I have some sympathy with this I suppose because in those decades, some behaviour was more acceptable than it would be now. When I started out in the 1980s, I lost count of the amount of times I had my bottom pinched or slapped, or talked to someone who kept their eyes aligned with my boobs or who, on one occasion, actually told me his wife didn’t understand him. I could handle all of this  – more than handle it in fact. Several times, I pinched a man’s bottom in return, told someone my face was up here and, with the ‘wife doesn’t understand me’ line, I laughed in the face of the CEO of a large company who said that to me. Positions of  ‘power’ don’t impress me.

However, there were darker moments. Times when I felt the undertone was completely ‘other’ and the threat was something more. There’s a difference between banter and feeling compromised. I remember once visiting the home of a successful businessman who suddenly, quietly and firmly sexually propositioned me in front of his wife – I ran out and drove off at a rate of knots. I also remember one man, then in his 50s, and someone I often saw in the course of  my job, who would keep coming up behind me and gently stroking the back of my neck. It was very invasive.

Therefore, if you know this, you might understand why I got caught up in an online spat with someone who was using phrases like ‘jumping on the bandwagon’ suggesting that somehow women are ‘cashing in’ on Harris’s  conviction. There seemed to be a suggestion that these women were out for money. Or were unworthy of being believed, or were somehow complicit because they didn’t do anything about it at the time.  However, I would challenge any one to do something different to those victims, in the same circumstances.

Are you being abused?

Are you being abused?

Anyone who is a journalist would know that the majority of people who suffer abuse – both men and women – don’t tell anyone at all for very long periods of time. Sometimes for ever.

They will often feel they are somehow at fault, that something they did or said, did make them complicit in the act of abuse. There are refuges nationwide full of people who’ve put up with abuse for very long periods of time. 

 

This online ‘banter’ made me very angry – because I know what Rolf Harris was like and I’ve known for years.

 

Why didn’t you say something I hear you all cry? It’s very simple. I’ve never met him, he did nothing to me.

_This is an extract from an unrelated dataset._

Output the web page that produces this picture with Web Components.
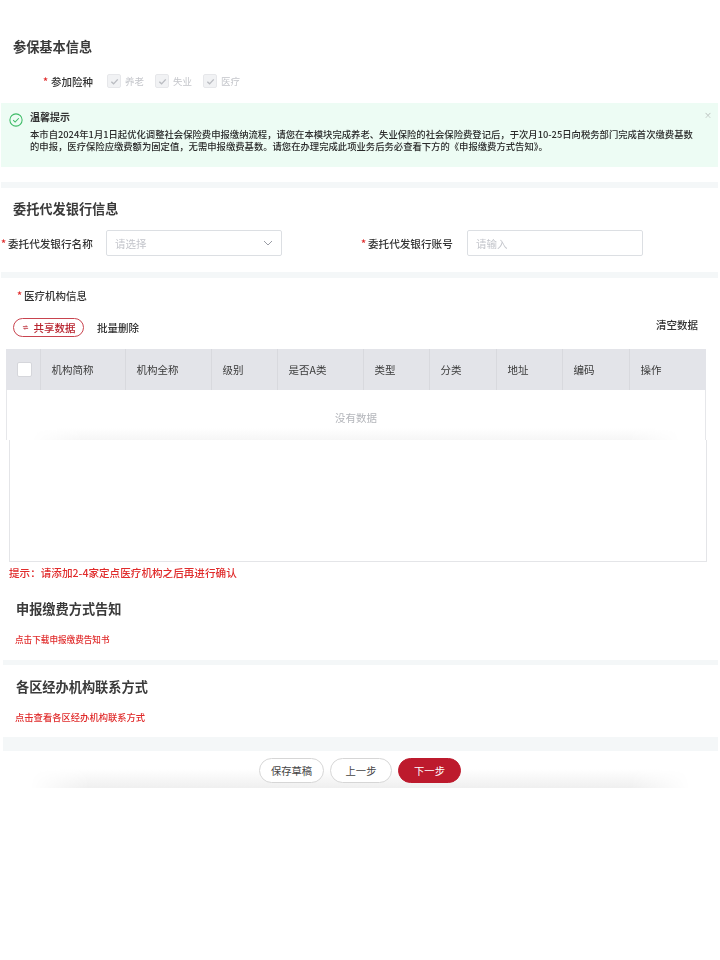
<!DOCTYPE html>
<html lang="zh-CN">
<head>
<meta charset="utf-8">
<title>参保基本信息</title>
<style>
  html, body { margin: 0; background: #fff; }
  body { font-family: "Noto Sans CJK SC", "Liberation Sans", sans-serif; color: #333; }
</style>
</head>
<body>
<ss-page>
  <ss-title style="--top:37px;--left:13px">参保基本信息</ss-title>
  <ss-insurance></ss-insurance>
  <ss-alert heading="温馨提示">本市自2024年1月1日起优化调整社会保险费申报缴纳流程，请您在本模块完成养老、失业保险的社会保险费登记后，于次月10-25日向税务部门完成首次缴费基数的申报，医疗保险应缴费额为固定值，无需申报缴费基数。请您在办理完成此项业务后务必查看下方的《申报缴费方式告知》。</ss-alert>
  <ss-band style="--top:15px;--h:6px;--left:1px"></ss-band>
  <ss-title style="--top:11px;--left:13px">委托代发银行信息</ss-title>
  <ss-bank></ss-bank>
  <ss-band style="--top:16px;--h:6px;--left:1px"></ss-band>
  <ss-institutions></ss-institutions>
  <ss-title style="--top:19px;--left:16px">申报缴费方式告知</ss-title>
  <ss-link style="--top:14px;--size:8.6px">点击下载申报缴费告知书</ss-link>
  <ss-band style="--top:15px;--h:5px;--left:3px"></ss-band>
  <ss-title style="--top:12px;--left:16px">各区经办机构联系方式</ss-title>
  <ss-link style="--top:14px;--size:9.3px">点击查看各区经办机构联系方式</ss-link>
  <ss-band style="--top:14px;--h:14px;--left:3px"></ss-band>
  <ss-footer></ss-footer>
</ss-page>

<script>
(function(){
    // small helper, every element here is just a template + open shadow root
    function define(name, html, setup) {
        const template = document.createElement('template');
        template.innerHTML = html;
        customElements.define(name, class extends HTMLElement {
            constructor() {
                super();
                this.attachShadow({mode: 'open'}).appendChild(template.content.cloneNode(true));
            }
            connectedCallback() {
                if (setup) setup(this, this.shadowRoot);
            }
        });
    }

    define('ss-page', `
        <style>
            :host { display: block; width: 720px; min-height: 960px; font-family: "Noto Sans CJK SC", "Liberation Sans", sans-serif; filter: blur(.4px); }
        </style>
        <slot></slot>
    `);

    define('ss-title', `
        <style>
            :host {
                display: block;
                margin: var(--top, 0) 0 0 var(--left, 13px);
                height: 20px;
                line-height: 20px;
                font-size: 13.2px;
                font-weight: 700;
                color: #3a3a3a;
                white-space: nowrap;
            }
        </style>
        <slot></slot>
    `);

    define('ss-band', `
        <style>
            :host {
                display: block;
                margin: var(--top, 0) 2px 0 var(--left, 1px);
                height: var(--h, 6px);
                background: #f4f7f8;
            }
        </style>
    `);

    define('ss-link', `
        <style>
            :host {
                display: block;
                margin: var(--top, 0) 0 0 15px;
                height: 12px;
                line-height: 12px;
                font-size: var(--size, 9px);
                font-weight: 500;
                color: #e02b2b;
                white-space: nowrap;
            }
        </style>
        <slot></slot>
    `);

    define('ss-check', `
        <style>
            :host { display: flex; align-items: center; gap: 4px; font-size: 9.5px; font-weight: 400; color: #c4c6cb; width: 48px; }
            .box {
                width: 12px; height: 12px;
                border: 1px solid #e6e7ea; border-radius: 2px;
                background: #f1f2f4;
                display: flex; align-items: center; justify-content: center;
            }
            svg { width: 9px; height: 9px; }
        </style>
        <span class="box"><svg viewBox="0 0 10 10"><path d="M1.5 5.2 4 7.6 8.6 2.6" fill="none" stroke="#b9bbc0" stroke-width="1.5"/></svg></span>
        <slot></slot>
    `);

    define('ss-insurance', `
        <style>
            :host {
                display: flex; align-items: center;
                height: 20px; margin: 14px 0 12px 43px;
                font-size: 10.5px; font-weight: 500; color: #333;
            }
            .star { color: #e02b2b; width: 8px; }
            .label { width: 56px; }
        </style>
        <span class="star">*</span><span class="label">参加险种</span>
        <ss-check>养老</ss-check><ss-check>失业</ss-check><ss-check>医疗</ss-check>
    `);

    define('ss-alert', `
        <style>
            :host {
                display: flex; gap: 7px;
                position: relative;
                margin: 0 2px 0 1px;
                height: 64px; box-sizing: border-box;
                padding: 6px 24px 0 8px;
                background: #edfcf4;
                color: #333;
            }
            svg { width: 14px; height: 14px; margin-top: 4px; flex: none; }
            .head { font-size: 10px; font-weight: 700; line-height: 15px; color: #333; }
            .body { font-size: 9.33px; font-weight: 500; line-height: 12px; margin-top: 4px; color: #2a2a2a; width: 666px; }
            .close { position: absolute; right: 6px; top: 6px; font-size: 8px; line-height: 12px; color: #b5bbb8; }
        </style>
        <svg viewBox="0 0 16 16">
            <circle cx="8" cy="8" r="7" fill="none" stroke="#3dbb66" stroke-width="1.2"/>
            <path d="M4.8 8.2 7 10.3 11.2 6" fill="none" stroke="#3dbb66" stroke-width="1.2"/>
        </svg>
        <div>
            <div class="head"></div>
            <div class="body"><slot></slot></div>
        </div>
        <span class="close">×</span>
    `, (el, root) => {
        root.querySelector('.head').textContent = el.getAttribute('heading');
    });

    define('ss-field', `
        <style>
            :host { display: flex; align-items: center; font-size: 10.6px; font-weight: 500; color: #333; }
            .star { color: #e02b2b; width: 7px; flex: none; }
            .label { width: var(--label, 98px); flex: none; white-space: nowrap; }
            .box {
                width: 176px; height: 26px; box-sizing: border-box;
                border: 1px solid #dcdfe3; border-radius: 2px;
                padding: 0 8px;
                display: flex; align-items: center; justify-content: space-between;
                color: #c3c5cb; font-size: 10.5px; font-weight: 400;
            }
            svg { width: 10px; height: 10px; display: none; }
            :host([select]) svg { display: block; }
        </style>
        <span class="star">*</span><span class="label"></span>
        <div class="box"><span class="ph"></span><svg viewBox="0 0 10 10"><path d="M1 3 5 7 9 3" fill="none" stroke="#9a9da5" stroke-width="1"/></svg></div>
    `, (el, root) => {
        root.querySelector('.label').textContent = el.getAttribute('label');
        root.querySelector('.ph').textContent = el.getAttribute('placeholder');
    });

    define('ss-bank', `
        <style>
            :host { display: flex; gap: 79px; margin: 11px 0 0 1px; height: 26px; }
        </style>
        <ss-field select label="委托代发银行名称" placeholder="请选择"></ss-field>
        <ss-field style="--label:99px" label="委托代发银行账号" placeholder="请输入"></ss-field>
    `);

    define('ss-table', `
        <style>
            :host { display: block; margin: 0 0 0 6px; width: 700px; font-size: 10.5px; font-weight: 400; color: #3a3a3a; }
            .head {
                display: grid;
                grid-template-columns: 34px 85px 86px 66px 86px 66px 67px 66px 67px 76px;
                height: 41px; background: #e3e4e9;
            }
            .head > div {
                display: flex; align-items: center;
                padding-left: 10.5px;
                border-left: 1px solid #d8d9de;
                box-sizing: border-box;
            }
            .head > div:first-child { border-left: 0; padding-left: 11px; }
            .tick { width: 13px; height: 13px; background: #fff; border: 1px solid #d5d6db; border-radius: 2px; }
            .empty {
                position: relative;
                height: 50px; box-sizing: border-box;
                border: solid #e6e7ea; border-width: 0 1px;
                padding-top: 21px; line-height: 14px;
                text-align: center; color: #b4b6bb;
            }
            .fade {
                position: absolute; left: 24px; right: 24px; bottom: 0; height: 12px;
                background: linear-gradient(#fff, #f6f6f6);
                -webkit-mask-image: linear-gradient(90deg, transparent, #000 8%, #000 92%, transparent);
                mask-image: linear-gradient(90deg, transparent, #000 8%, #000 92%, transparent);
            }
            .rest {
                margin-left: 3px; width: 698px; height: 122px; box-sizing: border-box;
                border: solid #e4e5e8; border-width: 0 1px 1px;
            }
        </style>
        <div class="head">
            <div><span class="tick"></span></div>
            <div>机构简称</div><div>机构全称</div><div>级别</div><div>是否A类</div>
            <div>类型</div><div>分类</div><div>地址</div><div>编码</div><div>操作</div>
        </div>
        <div class="empty"><div class="fade"></div>没有数据</div>
        <div class="rest"></div>
    `);

    define('ss-institutions', `
        <style>
            :host { display: block; font-size: 10.5px; font-weight: 500; color: #333; }
            .title { margin: 10px 0 0 17px; height: 16px; line-height: 16px; display: flex; }
            .star { color: #e02b2b; width: 7px; }
            .tools { display: flex; align-items: center; margin: 14px 22px 0 13px; height: 19px; }
            .pill {
                width: 71px; height: 19px; box-sizing: border-box;
                border: 1px solid #c8434e; border-radius: 10px;
                color: #b8242f;
                display: flex; align-items: center; justify-content: center; gap: 5px;
            }
            .pill svg { width: 7px; height: 7px; }
            .del { margin-left: 13px; }
            .clear { margin-left: auto; position: relative; top: -3px; }
            .hint { margin: 4px 0 0 9px; height: 14px; line-height: 14px; color: #e02b2b; font-size: 10.6px; white-space: nowrap; }
            ss-table { margin-top: 12px; }
        </style>
        <div class="title"><span class="star">*</span>医疗机构信息</div>
        <div class="tools">
            <div class="pill"><svg viewBox="0 0 8 8"><path d="M1 3H6L4.6 1.6M7 5H2L3.4 6.4" fill="none" stroke="#b8242f" stroke-width=".9"/></svg>共享数据</div>
            <span class="del">批量删除</span>
            <span class="clear">清空数据</span>
        </div>
        <ss-table></ss-table>
        <div class="hint">提示：请添加2-4家定点医疗机构之后再进行确认</div>
    `);

    define('ss-button', `
        <style>
            :host {
                display: flex; align-items: center; justify-content: center;
                height: 25px; box-sizing: border-box;
                border: 1px solid #d6d6d6; border-radius: 13px;
                background: #fff; color: #444; font-size: 10.3px; font-weight: 400;
            }
            :host([primary]) { background: #bd1a2d; border-color: #bd1a2d; color: #fff; }
        </style>
        <slot></slot>
    `);

    define('ss-footer', `
        <style>
            :host {
                display: flex; justify-content: center; gap: 6px;
                height: 37px; box-sizing: border-box; padding-top: 7px;
                position: relative;
            }
            .shade {
                position: absolute; left: 30px; right: 30px; top: 18px; bottom: 0;
                background: linear-gradient(#fff, #efefef);
                -webkit-mask-image: linear-gradient(90deg, transparent, #000 9%, #000 91%, transparent);
                mask-image: linear-gradient(90deg, transparent, #000 9%, #000 91%, transparent);
            }
            ss-button { position: relative; }
            ss-button:nth-of-type(1) { width: 65px; }
            ss-button:nth-of-type(2) { width: 62px; }
            ss-button:nth-of-type(3) { width: 63px; }
        </style>
        <div class="shade"></div>
        <ss-button>保存草稿</ss-button>
        <ss-button>上一步</ss-button>
        <ss-button primary>下一步</ss-button>
    `);
})();
</script>
</body>
</html>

However, he did do something a good friend of mine – she told me – and I believed her. Why didn’t she report it? Well, that’s a matter for her – but I can probably hazard a guess. She probably thought it wasn’t worth the hassle.

Why? 

Remember the man who stroked my neck that I mentioned earlier? I did confront him and told him not to touch me again after he’d done it several times. I also did report it to my boss – a lovely man but one who appeared out of his depth and probably felt it was too minor a thing to escalate. Maybe he was right. I’d not been groped intimately. It was just the feel of that man touching me was all wrong, that’s very hard to convey in a telephone call – to your boss.  To this day, I don’t know if he was told by anyone other than me that he was out of order.

However, I was a young journalist, just starting out. I’d heard all of the stories about the ‘casting couch’ though, frankly I’ve only ever met one person in my career who I thought used her womanhood to achieve her goals. I wanted a successful career and I didn’t want to get caught up in a scandal or a case which could become something really nasty. Life in the media as a working class woman was hard enough.

Imagine that man being a celebrity like Rolf Harris? Who would believe me at that time? And even if they did, what would have happened? To me? Would it have possibly damaged my career? Anyone could have accused me of inviting the attentions of a famous man. Who would have wanted to employ me as the person who’d accused Harris? Would I inadvertently become damaged goods myself?

Now, more than 20 years on,  it would be different if someone acted inappropriately towards me.

Of course I don’t look the same, I’m older, I don’t have the slim figure I had then.

However, I have the same drive, the same passion for my chosen path – but I also have experience. My experience has shown me that if someone makes me feel threatened – I should listen to that instinct and act on it.

If someone acts inappropriately towards me – is he going to do it to someone else? Has he done it to anyone before me? Experience has taught me that it’s highly likely. For that reason, today, I’d make much noise.

And to those women who found the courage to speak out – you might inspire others who have kept such abuse a secret – thus throwing the spotlight on offenders who’ve been able to hide their behaviour for a life time.

 

About Fiona

Fiona Scott is an award winning TV producer and Journalist. It has been said what she doesn't know about PR isn't worth knowing. You can read more about Fiona on her page http://www.mumsinmedia.co.uk/fiona-scott/ . Subscribe to the Mums in Media newsletter to stay in touch.

Comments

  1. Graham Carter says:

    Well written, Fiona. You told me about the ‘real’ Rolf Harris a couple of years ago, which was shocking to me, and not what I wanted to believe – because, like millions, I liked him. He was a great entertainer and an interesting, likeable character. Not only has he abused young women, but he’s also lied to people like me, who trusted him. His crimes seem endless. And inexcusable. This idea that it’s somehow excusable to have done those things because “attitudes were different then” makes me mad. Either you are the kind of person who takes advantage of others or you’re not, and the times you live in are irrelevant to your humanity (or inhumanity in this case). I think we should all take some comfort that all those people who did those things and have so far not been brought to justice are now anxiously looking over their shoulders and waiting for a knock on the door. I hope they are feeling suitably powerless.

  2. Thanks for that Graham, it means a lot to me as it’s very hard to defend when – in this case – a man seeks to put you down for speaking out. But then I know what an honest, good and thoughtful man you are, someone who respects others and believes in natural justice. Like you, I believe (and in fact know) there are more cases like this to come.